Earlier in November, Blue Label revealed that its subsidiary, The Prepaid Company, which is the majority stakeholder in Cell C, had finalised a binding term sheet with Gramercy to purchase the loan for US$24 million. The Prepaid Company holds a 63.19% economic interest in Cell C, although its voting rights are currently limited to under 50% pending approval from the Competition Tribunal for control of the mobile operator.

Levy elaborated that Gramercy is comprised of various combined funds and a significant UK corporate pension fund. Notably, a loan agreement between Cell C and Gramercy was established on September 21, 2022. The loan carries an interest rate of 10% per annum, with a repayment deadline of March 31, 2026.

The purchase price for this claim will be settled in four non-interest-bearing instalments of US$6 million. Payments will occur on the transaction’s closing date, November 30, 2025, as well as on March 31 and November 30 2026.

Despite the negotiation progress, Blue Label indicated that several necessary conditions were not fulfilled by November 30. When asked about the outstanding conditions, Levy mentioned that they are awaiting approval from the South African Reserve Bank concerning the foreign currency transaction, which they anticipate receiving soon.

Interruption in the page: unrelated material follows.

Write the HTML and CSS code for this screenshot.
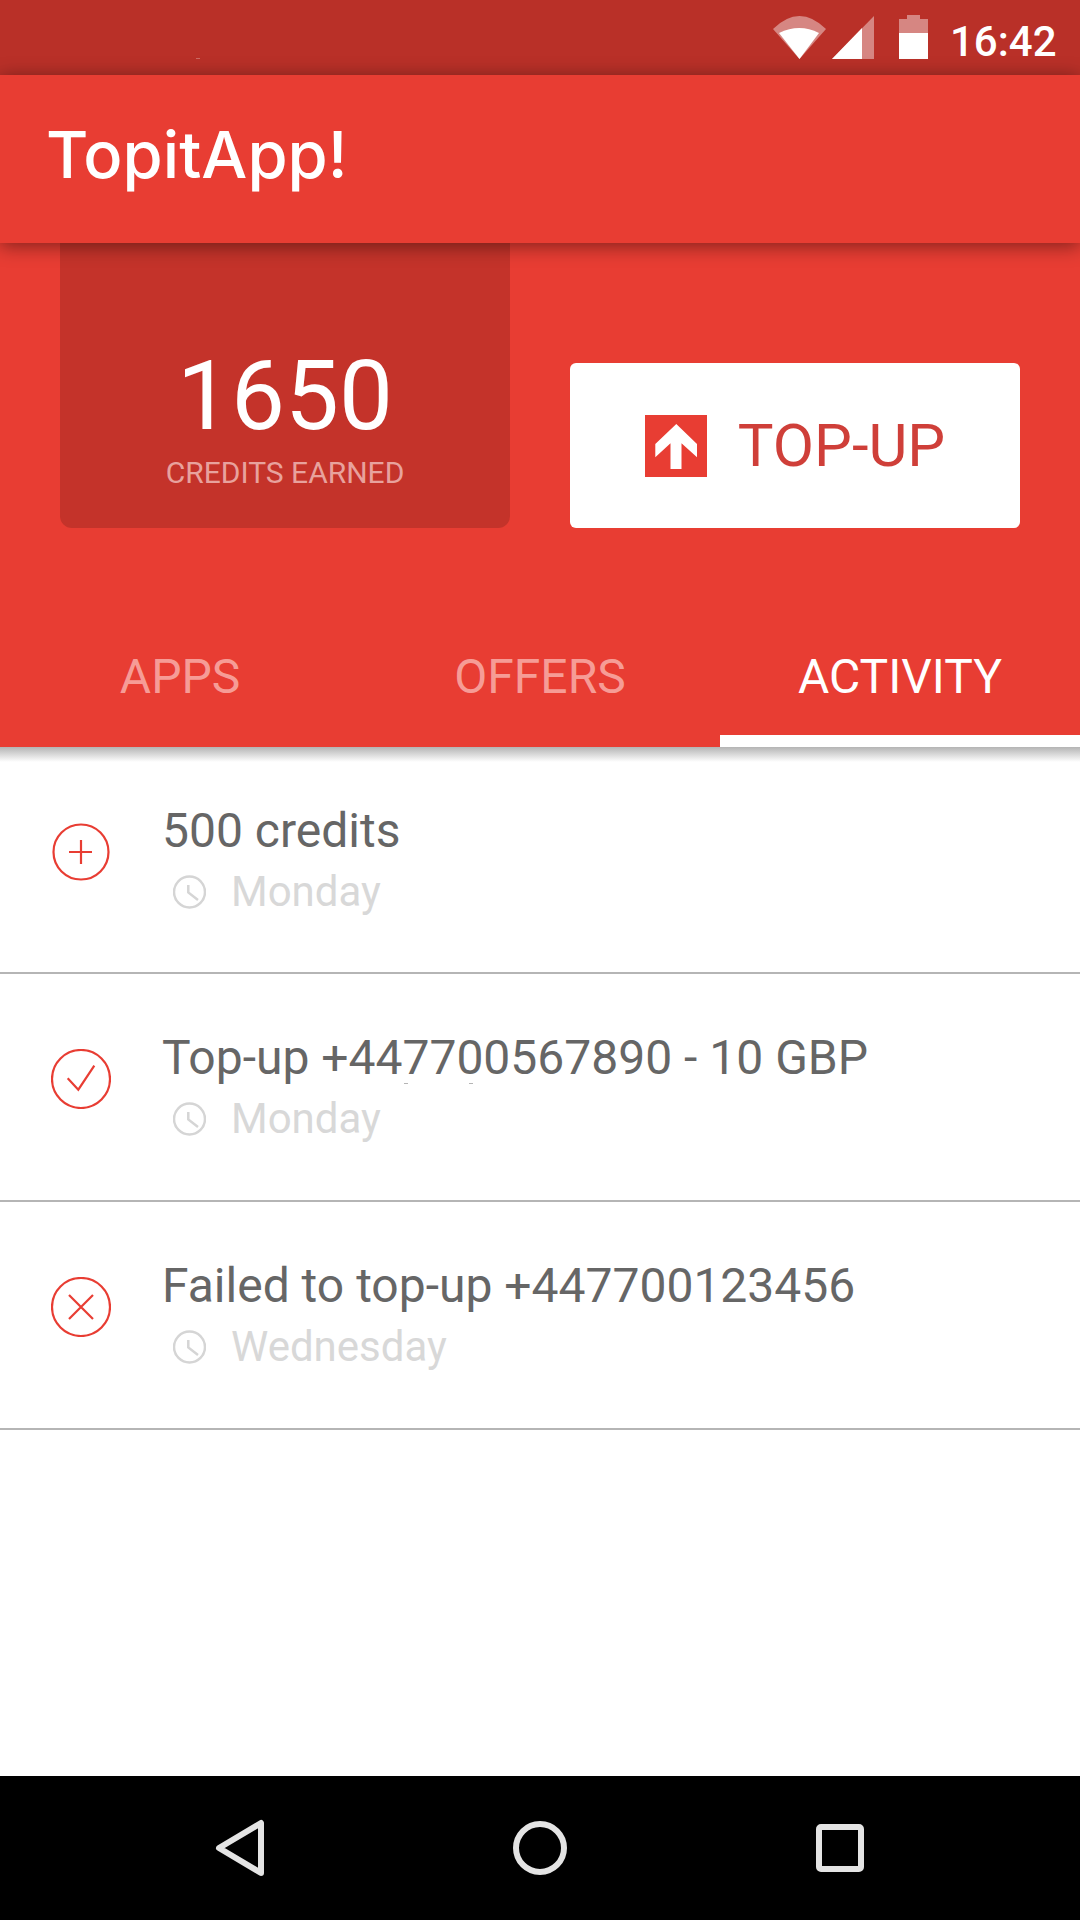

In a separate yet related transaction, The Prepaid Company and Gramercy have signed a binding term sheet for a share acquisition in Cell C. Under the agreement, The Prepaid Company will buy Gramercy’s 6.09% stake, totalling 88,939,299 shares, for US$ 327,435. Similar to the loan, this transaction will be settled in four equal, non-interest-bearing cash instalments and funded through existing resources or cash facilities over the same timeline in 2025 and 2026.

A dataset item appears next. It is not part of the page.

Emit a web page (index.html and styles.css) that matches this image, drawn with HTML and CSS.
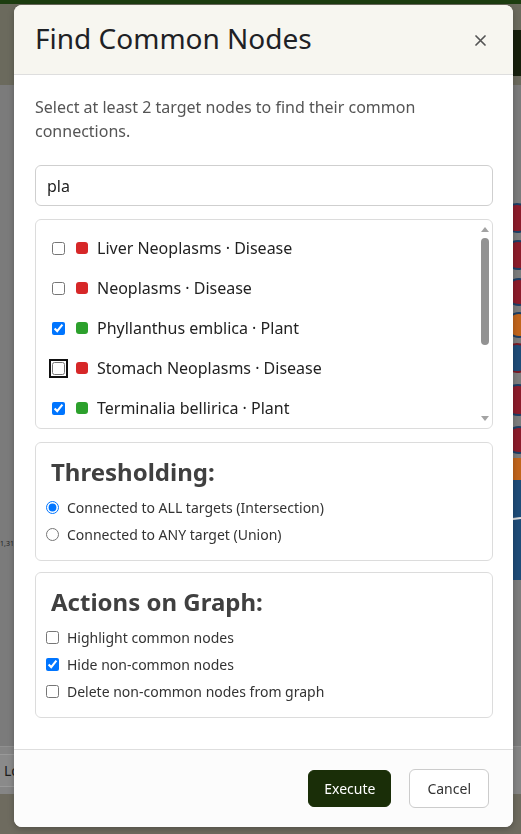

However, unlike the debt transaction, the share purchase will require clearance from the Competition Tribunal and the Independent Communications Authority of South Africa. Levy emphasised that approval from the Competition Tribunal is crucial for The Prepaid Company to obtain a controlling stake in Cell C.

“Gramercy’s involvement also included a notional equity stake in Cell C, which functioned as a form of security,” Blue Label explained.

Cell C has undergone two recapitalisation processes to avoid bankruptcy. The latest restructuring included a significant cash infusion from The Prepaid Company and provided debt holders with two options:

  1. Accept an 80% reduction in their investment.
  2. Retain their status as debt holders in the restructured Cell C with a 45% reduction, receiving the remainder over subsequent years.

Blue Label specified that the latter route involved greater risk and potential reward, which Gramercy chose to pursue. “It’s essential to highlight that Gramercy’s stake in Cell C was primarily debt-based. Therefore, it’s misleading to derive an equity value from the transaction concerning Gramercy’s equity in Cell C; their success should be assessed based on the value relative to their post-recapitalisation debt investment,” concluded Blue Label.